# Mathews Z7 Extreme



## QuackWhacker65 (Oct 30, 2009)

had the basic z7 last year absolutly loved it best bow ive shot smooth drawing smooth shooting no hand shock or vibration got the xtreme now and love it got it because of the shorter axel to axel love them both both shoot about the same IMO


----------



## Pheasent Hunter (Dec 7, 2007)

I have this bow and I love it.26'' draw 50 to 60 lbs limbs at 60lbs all black with green highlights ,mathews drop away and shooting for now 2213s, 4in feathers great groups at 20 inside.


----------



## littlejohn78 (Mar 1, 2010)

*New z7*

I think the new Z7 is hands down way better than last years and I will tell you why. I know of three people personally that got the Z7 last year and had to send back to mathews with issues regaurding tuning 2 had new risers the other a warped cam anyway that being said with the addition of as I like to call it the "PORKCHOP" on the end of each riser, if you have seen one you know what I mean, I feel this has sturdied up the riser and the few people I know that have the new one are loving it and no tuning issues at all. This bow is also extremely quiet and smooth. I love the new Z7 and I am a bowtech guy great bow great price.


----------



## Dogmann (Sep 23, 2010)

Does the 2011 model have a thiner grip?


----------



## tazz413 (Jun 25, 2006)

I bought the Z7 Extreme one month ago. I love it. I shot 7 bows that day side by side and hands down this bow was the best for me. very smooth. If you are looking to buy one, shoot it first, I know you will love it. 

Good luck


----------



## Pikeslayer (Aug 1, 2010)

I shot the Z7 extreme tactical a couple of days ago. Fantastic bow, dead in the hands, really quite and really smooth draw.

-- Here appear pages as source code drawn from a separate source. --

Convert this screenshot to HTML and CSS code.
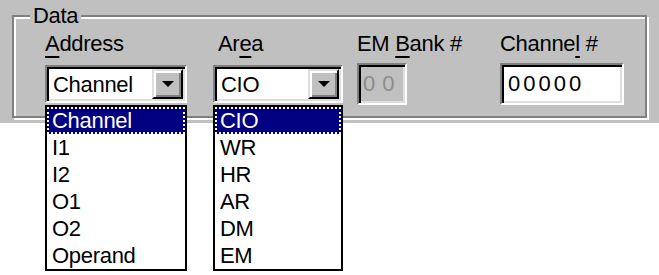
FILE: index.html
```html
<!DOCTYPE html>
<html>
<head>
<meta charset="utf-8">
<link rel="stylesheet" href="styles.css">
</head>
<body>
<div class="page">
<div class="panel">
  <div class="group">
    <span class="legend">Data</span>
    <div class="col c1">
      <div class="label"><u>A</u>ddress</div>
      <div class="combo-wrap w-addr">
        <div class="combo"><span class="value">Channel</span><span class="btn"><span class="arrow"></span></span></div>
        <ul class="list">
          <li class="sel">Channel</li>
          <li>I1</li>
          <li>I2</li>
          <li>O1</li>
          <li>O2</li>
          <li>Operand</li>
        </ul>
      </div>
    </div>
    <div class="col c2">
      <div class="label shift">Ar<u>e</u>a</div>
      <div class="combo-wrap w-area">
        <div class="combo"><span class="value">CIO</span><span class="btn"><span class="arrow"></span></span></div>
        <ul class="list">
          <li class="sel">CIO</li>
          <li>WR</li>
          <li>HR</li>
          <li>AR</li>
          <li>DM</li>
          <li>EM</li>
        </ul>
      </div>
    </div>
    <div class="col c3">
      <div class="label">EM <u>B</u>ank #</div>
      <div class="edit edit-em">00</div>
    </div>
    <div class="col c4">
      <div class="label">Channe<u>l</u> #</div>
      <div class="edit edit-ch">00000</div>
    </div>
  </div>
</div>
</div>
</body>
</html>
```
FILE: styles.css
```css
html, body {
  margin: 0;
  background: #fff;
}
body {
  font-family: "Liberation Sans", Arial, sans-serif;
  font-size: 22px;
  letter-spacing: -0.3px;
  color: #000;
}
.page {
  height: 275px;
  overflow: hidden;
}
.panel {
  background: #c0c0c0;
  height: 123px;
  box-sizing: border-box;
  padding: 15px 0 0 12px;
}
.group {
  position: relative;
  box-sizing: border-box;
  width: 635px;
  height: 103px;
  border: 2px solid #808080;
  box-shadow: inset 2px 2px 0 #fff, 2px 2px 0 #fff;
  display: flex;
  padding: 15px 0 0 31px;
}
.legend {
  position: absolute;
  left: 16px;
  top: -13px;
  padding: 0 3px;
  background: #c0c0c0;
  line-height: 24px;
}
.col {
  display: flex;
  flex-direction: column;
  gap: 7px;
}
.c1 { width: 168px; }
.c2 { width: 144px; }
.c3 { width: 143px; }
.label {
  line-height: 24px;
  white-space: nowrap;
}
.shift { margin-left: 5px; }
u {
  text-decoration-thickness: 2px;
  text-underline-offset: 5px;
}
.combo-wrap {
  position: relative;
  margin-top: 2px;
}
.w-addr { width: 142px; }
.w-area { width: 130px; }
.combo {
  box-sizing: border-box;
  height: 38px;
  display: flex;
  background: #fff;
  border: 2px solid;
  border-color: #808080 #fff #fff #808080;
  box-shadow: inset 2px 2px 0 #000, inset -2px -2px 0 #dfdfdf;
  padding: 2px;
}
.value {
  flex: 1;
  padding: 2px 0 0 4px;
  line-height: 28px;
  white-space: nowrap;
}
.btn {
  width: 31px;
  box-sizing: border-box;
  background: #c0c0c0;
  border: 2px solid;
  border-color: #dfdfdf #000 #000 #dfdfdf;
  box-shadow: inset 2px 2px 0 #fff, inset -2px -2px 0 #808080;
  display: flex;
  align-items: center;
  justify-content: center;
}
.arrow {
  width: 0;
  height: 0;
  border-left: 6px solid transparent;
  border-right: 6px solid transparent;
  border-top: 6px solid #000;
}
.list {
  position: absolute;
  z-index: 5;
  left: 0;
  right: 0;
  top: calc(100% + 2px);
  margin: 0;
  padding: 0;
  list-style: none;
  background: #fff;
  border: 2px solid #000;
  box-sizing: border-box;
}
.list li {
  height: 27px;
  line-height: 27px;
  padding-left: 5px;
  white-space: nowrap;
  box-sizing: border-box;
}
.list li.sel {
  background: #000080;
  color: #fff;
  border: 2px dotted #fff;
  padding-left: 3px;
  line-height: 23px;
}
.edit {
  box-sizing: border-box;
  height: 42px;
  border: 2px solid;
  border-color: #808080 #fff #fff #808080;
  box-shadow: inset 2px 2px 0 #000, inset -2px -2px 0 #dfdfdf;
  background: #fff;
  padding: 2px 0 0 6px;
  line-height: 34px;
  letter-spacing: 3px;
}
.edit-ch { width: 124px; }
.edit-em {
  width: 50px;
  background: #c0c0c0;
  color: #8c8c8c;
  letter-spacing: 7px;
  padding-left: 4px;
}
```
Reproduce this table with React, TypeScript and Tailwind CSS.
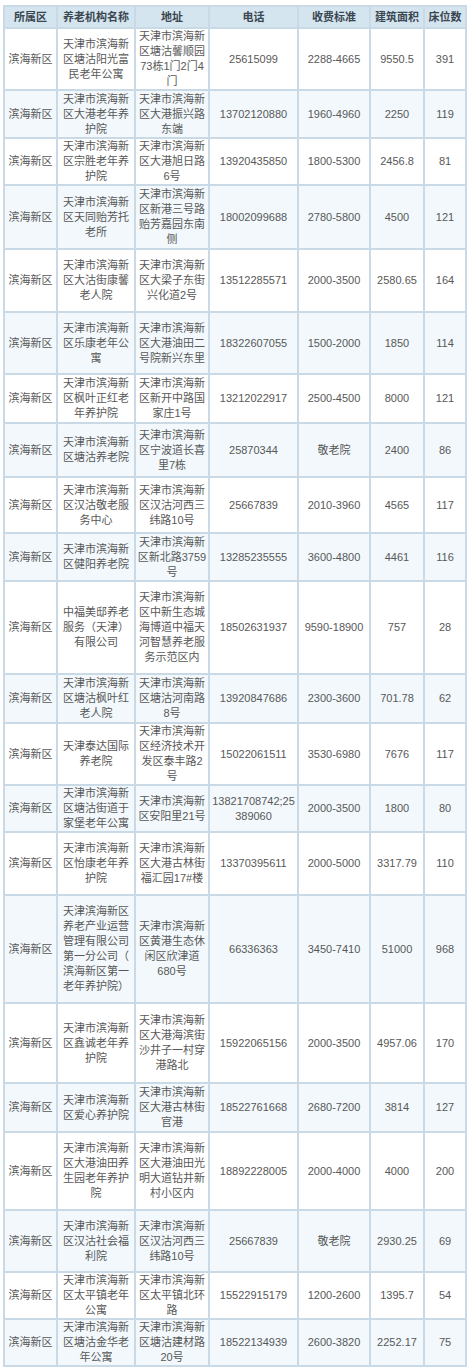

The Z7 is a amazing bow, I just don't care for the way it looks, but other than that, great bow and you can't go wrong with one.


----------



## Drawin Deadly (Jan 15, 2009)

I love my 2010 Z7 but I do want to try out the new models but prolly wont ever have one.


----------



## mpshooter73 (Mar 23, 2011)

I shot the Z7 Extreme about a week ago. Bear in mind I have very little experience. That was the first compount bow I had ever shot. Since then I have shot 5 other bows and none of them stack up. Its incredibly smooth and as someone above said "dead in the hand". My budget didnt allow for that kind of price tag but If I had the money it wouldnt have been a question.


----------



## davidg1! (Mar 29, 2010)

Shot one and now I think I will go back and buy it. Sweetest bow I ever shot.


----------



## seiowabow (Dec 19, 2010)

I bought one a month ago. I bought it to be a treestand/ground blind hunting bow. With the short ATA, its great for manuverability. It is smooth and pretty quick for a single cam bow. The only negative I can think of is long shots are tough with the bow. With the 28" ATA, I have a hard time grouping tight past 50 yards.


----------



## NYhunter24 (Aug 27, 2010)

i shot the extreme to, fantastic bow... i love the tactical to tho haha :shade:


----------



## scrapewatcher (Apr 14, 2009)

shot one and then i ordered one. sizzling smooth.


----------



## badas93tsi (Mar 22, 2011)

I bought one as well, just waiting for my Black Gold sights to come in before I pick it up. Have you guys had luck with them out of the box? Or are you adding aftermarket goodies to make them shoot at their best.


----------